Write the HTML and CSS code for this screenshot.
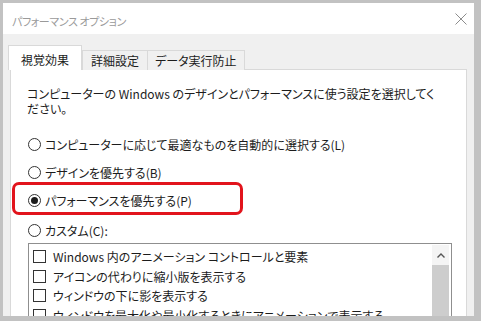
FILE: index.html
```html
<!DOCTYPE html>
<html lang="ja">
<head>
    <meta charset="UTF-8">
    <meta name="viewport" content="width=device-width, initial-scale=1.0">
    <title>パフォーマンス オプション</title>
    <link rel="stylesheet" href="styles.css">
</head>
<body>
    <div class="window">
        <!-- Title bar -->
        <header class="titlebar">
            <span class="title">パフォーマンス オプション</span>
            <svg class="close" viewBox="0 0 12 12" aria-label="閉じる">
                <path d="M0.5 0.5 L11.5 11.5 M11.5 0.5 L0.5 11.5" stroke="#8c8c8c" stroke-width="1" fill="none"/>
            </svg>
        </header>

        <div class="client">
            <!-- Tabs -->
            <div class="tabs" role="tablist">
                <div class="tab active" role="tab">視覚効果</div>
                <div class="tab" role="tab">詳細設定</div>
                <div class="tab" role="tab">データ実行防止</div>
            </div>

            <!-- Visual effects page -->
            <section class="panel" role="tabpanel">
                <p class="intro">コンピューターの Windows のデザインとパフォーマンスに使う設定を選択してください。</p>

                <div class="options">
                    <div class="radio"><span class="dot"></span>コンピューターに応じて最適なものを自動的に選択する(L)</div>
                    <div class="radio"><span class="dot"></span>デザインを優先する(B)</div>
                    <div class="radio"><span class="dot checked"></span>パフォーマンスを優先する(P)</div>
                    <div class="radio custom"><span class="dot"></span>カスタム(C):</div>
                </div>

                <div class="listbox">
                    <ul class="effects">
                        <li><span class="box"></span>Windows 内のアニメーション コントロールと要素</li>
                        <li><span class="box"></span>アイコンの代わりに縮小版を表示する</li>
                        <li><span class="box"></span>ウィンドウの下に影を表示する</li>
                        <li><span class="box"></span>ウィンドウを最大化や最小化するときにアニメーションで表示する</li>
                    </ul>
                    <div class="scrollbar">
                        <div class="scroll-up">
                            <svg viewBox="0 0 8 5"><path d="M0.5 4.5 L4 1 L7.5 4.5" stroke="#555" stroke-width="1.4" fill="none"/></svg>
                        </div>
                        <div class="thumb"></div>
                    </div>
                </div>

                <!-- red annotation -->
                <div class="highlight"></div>
            </section>
        </div>
    </div>
</body>
</html>
```

FILE: styles.css
```css
* {
    box-sizing: border-box;
}

body {
    margin: 0;
    width: 481px;
    height: 321px;
    overflow: hidden;
    background-color: #c2c2c2;
    font-family: "Noto Sans CJK JP", "Noto Sans", sans-serif;
    font-feature-settings: "palt";
    font-size: 12px;
    color: #1c1c1c;
}

.window {
    margin: 3px 7px 0 3px;
    height: 313px;
    overflow: hidden;
    background-color: #f0f0f0;
    display: flex;
    flex-direction: column;
}

.titlebar {
    flex: none;
    height: 31px;
    background-color: #fff;
    display: flex;
    align-items: center;
    justify-content: space-between;
    padding: 4px 7px 0 9px;
}

.title {
    color: #9a9a9a;
    font-size: 11px;
    letter-spacing: -0.4px;
}

.close {
    width: 12px;
    height: 12px;
    margin-top: -3px;
}

.client {
    flex: 1;
    padding: 11px 7px 0 5px;
}

.tabs {
    display: flex;
    align-items: flex-end;
    height: 25px;
    margin-bottom: -1px;
    position: relative;
    z-index: 1;
}

.tab {
    height: 20px;
    padding: 0 7px;
    margin-left: -1px;
    line-height: 20px;
    background-color: #f0f0f0;
    border: 1px solid #d9d9d9;
    border-bottom: none;
}

.tab.active {
    height: 25px;
    margin-left: 0;
    margin-right: 1px;
    padding: 0 12px;
    line-height: 27px;
    background-color: #fff;
}

.tab:nth-child(2) {
    padding: 0 8px;
}

.panel {
    position: relative;
    margin-left: 2px;
    height: 260px;
    overflow: hidden;
    background-color: #fff;
    border: 1px solid #d9d9d9;
    padding: 16px 30px 0 16px;
}

.intro {
    margin: 0;
    line-height: 15px;
}

.options {
    margin-top: 14px;
}

.radio {
    display: flex;
    align-items: center;
    height: 28px;
    padding-left: 1px;
}

.radio.custom {
    margin-top: 3px;
    height: 26px;
}

.dot {
    position: relative;
    width: 13px;
    height: 13px;
    margin-right: 4px;
    border: 1px solid #333;
    border-radius: 50%;
    flex: none;
}

.dot.checked::after {
    content: "";
    position: absolute;
    left: 2px;
    top: 2px;
    width: 7px;
    height: 7px;
    border-radius: 50%;
    background-color: #1c1c1c;
}

.listbox {
    display: flex;
    margin-left: 1px;
    width: 424px;
    height: 90px;
    border: 1px solid #8f8f8f;
}

.effects {
    flex: 1;
    list-style: none;
    margin: 0;
    padding: 3px 0 0 4px;
    overflow: hidden;
}

.effects li {
    display: flex;
    align-items: center;
    height: 19.5px;
    white-space: nowrap;
}

.box {
    width: 13px;
    height: 13px;
    margin-right: 7px;
    border: 1px solid #333;
    flex: none;
}

.scrollbar {
    flex: none;
    width: 17px;
    margin: 1px 2px 0 0;
    display: flex;
    flex-direction: column;
}

.scroll-up {
    height: 20px;
    display: flex;
    align-items: center;
    justify-content: center;
    background-color: #f4f4f4;
}

.scroll-up svg {
    width: 8px;
    height: 5px;
}

.thumb {
    flex: 1;
    background-color: #cdcdcd;
}

.highlight {
    position: absolute;
    left: 1px;
    top: 112px;
    width: 231px;
    height: 33px;
    border: 3px solid #e2141c;
    border-radius: 7px;
}
```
------------------------------
What you need to do
Quote the data above in full and without alteration; skip the pictures.

Written solution
Write the HTML and CSS code for this screenshot.
FILE: index.html
```html
<!DOCTYPE html>
<html lang="ja">
<head>
    <meta charset="UTF-8">
    <meta name="viewport" content="width=device-width, initial-scale=1.0">
    <title>パフォーマンス オプション</title>
    <link rel="stylesheet" href="styles.css">
</head>
<body>
    <div class="window">
        <!-- Title bar -->
        <header class="titlebar">
            <span class="title">パフォーマンス オプション</span>
            <svg class="close" viewBox="0 0 12 12" aria-label="閉じる">
                <path d="M0.5 0.5 L11.5 11.5 M11.5 0.5 L0.5 11.5" stroke="#8c8c8c" stroke-width="1" fill="none"/>
            </svg>
        </header>

        <div class="client">
            <!-- Tabs -->
            <div class="tabs" role="tablist">
                <div class="tab active" role="tab">視覚効果</div>
                <div class="tab" role="tab">詳細設定</div>
                <div class="tab" role="tab">データ実行防止</div>
            </div>

            <!-- Visual effects page -->
            <section class="panel" role="tabpanel">
                <p class="intro">コンピューターの Windows のデザインとパフォーマンスに使う設定を選択してください。</p>

                <div class="options">
                    <div class="radio"><span class="dot"></span>コンピューターに応じて最適なものを自動的に選択する(L)</div>
                    <div class="radio"><span class="dot"></span>デザインを優先する(B)</div>
                    <div class="radio"><span class="dot checked"></span>パフォーマンスを優先する(P)</div>
                    <div class="radio custom"><span class="dot"></span>カスタム(C):</div>
                </div>

                <div class="listbox">
                    <ul class="effects">
                        <li><span class="box"></span>Windows 内のアニメーション コントロールと要素</li>
                        <li><span class="box"></span>アイコンの代わりに縮小版を表示する</li>
                        <li><span class="box"></span>ウィンドウの下に影を表示する</li>
                        <li><span class="box"></span>ウィンドウを最大化や最小化するときにアニメーションで表示する</li>
                    </ul>
                    <div class="scrollbar">
                        <div class="scroll-up">
                            <svg viewBox="0 0 8 5"><path d="M0.5 4.5 L4 1 L7.5 4.5" stroke="#555" stroke-width="1.4" fill="none"/></svg>
                        </div>
                        <div class="thumb"></div>
                    </div>
                </div>

                <!-- red annotation -->
                <div class="highlight"></div>
            </section>
        </div>
    </div>
</body>
</html>
```

FILE: styles.css
```css
* {
    box-sizing: border-box;
}

body {
    margin: 0;
    width: 481px;
    height: 321px;
    overflow: hidden;
    background-color: #c2c2c2;
    font-family: "Noto Sans CJK JP", "Noto Sans", sans-serif;
    font-feature-settings: "palt";
    font-size: 12px;
    color: #1c1c1c;
}

.window {
    margin: 3px 7px 0 3px;
    height: 313px;
    overflow: hidden;
    background-color: #f0f0f0;
    display: flex;
    flex-direction: column;
}

.titlebar {
    flex: none;
    height: 31px;
    background-color: #fff;
    display: flex;
    align-items: center;
    justify-content: space-between;
    padding: 4px 7px 0 9px;
}

.title {
    color: #9a9a9a;
    font-size: 11px;
    letter-spacing: -0.4px;
}

.close {
    width: 12px;
    height: 12px;
    margin-top: -3px;
}

.client {
    flex: 1;
    padding: 11px 7px 0 5px;
}

.tabs {
    display: flex;
    align-items: flex-end;
    height: 25px;
    margin-bottom: -1px;
    position: relative;
    z-index: 1;
}

.tab {
    height: 20px;
    padding: 0 7px;
    margin-left: -1px;
    line-height: 20px;
    background-color: #f0f0f0;
    border: 1px solid #d9d9d9;
    border-bottom: none;
}

.tab.active {
    height: 25px;
    margin-left: 0;
    margin-right: 1px;
    padding: 0 12px;
    line-height: 27px;
    background-color: #fff;
}

.tab:nth-child(2) {
    padding: 0 8px;
}

.panel {
    position: relative;
    margin-left: 2px;
    height: 260px;
    overflow: hidden;
    background-color: #fff;
    border: 1px solid #d9d9d9;
    padding: 16px 30px 0 16px;
}

.intro {
    margin: 0;
    line-height: 15px;
}

.options {
    margin-top: 14px;
}

.radio {
    display: flex;
    align-items: center;
    height: 28px;
    padding-left: 1px;
}

.radio.custom {
    margin-top: 3px;
    height: 26px;
}

.dot {
    position: relative;
    width: 13px;
    height: 13px;
    margin-right: 4px;
    border: 1px solid #333;
    border-radius: 50%;
    flex: none;
}

.dot.checked::after {
    content: "";
    position: absolute;
    left: 2px;
    top: 2px;
    width: 7px;
    height: 7px;
    border-radius: 50%;
    background-color: #1c1c1c;
}

.listbox {
    display: flex;
    margin-left: 1px;
    width: 424px;
    height: 90px;
    border: 1px solid #8f8f8f;
}

.effects {
    flex: 1;
    list-style: none;
    margin: 0;
    padding: 3px 0 0 4px;
    overflow: hidden;
}

.effects li {
    display: flex;
    align-items: center;
    height: 19.5px;
    white-space: nowrap;
}

.box {
    width: 13px;
    height: 13px;
    margin-right: 7px;
    border: 1px solid #333;
    flex: none;
}

.scrollbar {
    flex: none;
    width: 17px;
    margin: 1px 2px 0 0;
    display: flex;
    flex-direction: column;
}

.scroll-up {
    height: 20px;
    display: flex;
    align-items: center;
    justify-content: center;
    background-color: #f4f4f4;
}

.scroll-up svg {
    width: 8px;
    height: 5px;
}

.thumb {
    flex: 1;
    background-color: #cdcdcd;
}

.highlight {
    position: absolute;
    left: 1px;
    top: 112px;
    width: 231px;
    height: 33px;
    border: 3px solid #e2141c;
    border-radius: 7px;
}
```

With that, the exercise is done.